4.) Honesty – George Washington couldn’t tell a lie. Today, try to name a politician who tells the truth. Still thinking? It’s not just the politicians. Lying is so much a part of our culture today that it’s hard to tell truth from fantasy. Long gone are the days when kids were taught to tell the truth ‘even if a hole swallows you up?’
5.) God-fearin’ – They were far from perfect, but back in ‘the day,’ people had a healthy respect for God. Then, most people attended church and, if they didn’t, they at least had their kids in Sunday School. Today, less than 1 in 5 Americans go to church on any given Sunday. We could do a book on how Christianity has gone from a way of life for most Americans to a maligned afterthought, often even blamed for much of society’s ills. Back then powerful preachers like Jonathan Edwards, John Wesley, and D.L. Moody led great revivals and stirred America’s conscience. Today mealy-mouthed tele-evangalists tickle ears and call good evil and evil good.
There are countless more. Were our ancestors better people or did they just live in a better culture, albeit a culture they themselves created by relying on Biblical principles? The culture they created and, in turn, created generations of those people is slowly being eroded, marginalized, attacked. Over the last two generations those who would see Western Civilization die have managed to replace the old culture with the decadent, self-serving, petty, materialistic shadow-culture we live in today.

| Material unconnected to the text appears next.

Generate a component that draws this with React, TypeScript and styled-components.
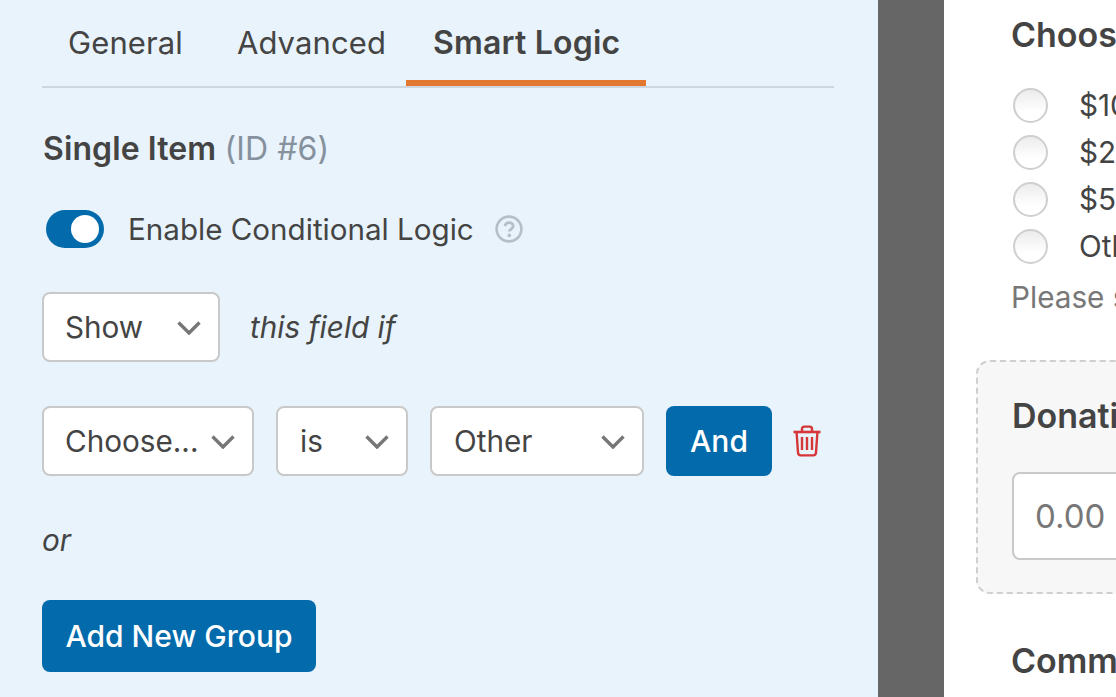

Historically, these things tend to run in cycles. However, if we are to survive as a nation with God’s help we’ve got to turn this thing around. We can’t go back to those days, (nor would we want to – I, for one, enjoy running water and refrigeration!), but we can learn from a people who knew how to ‘do character’ right. With all that is in us, we want to teach our children to honor their ancestors and their ways. Maybe we can resurrect the culture, one family at a time.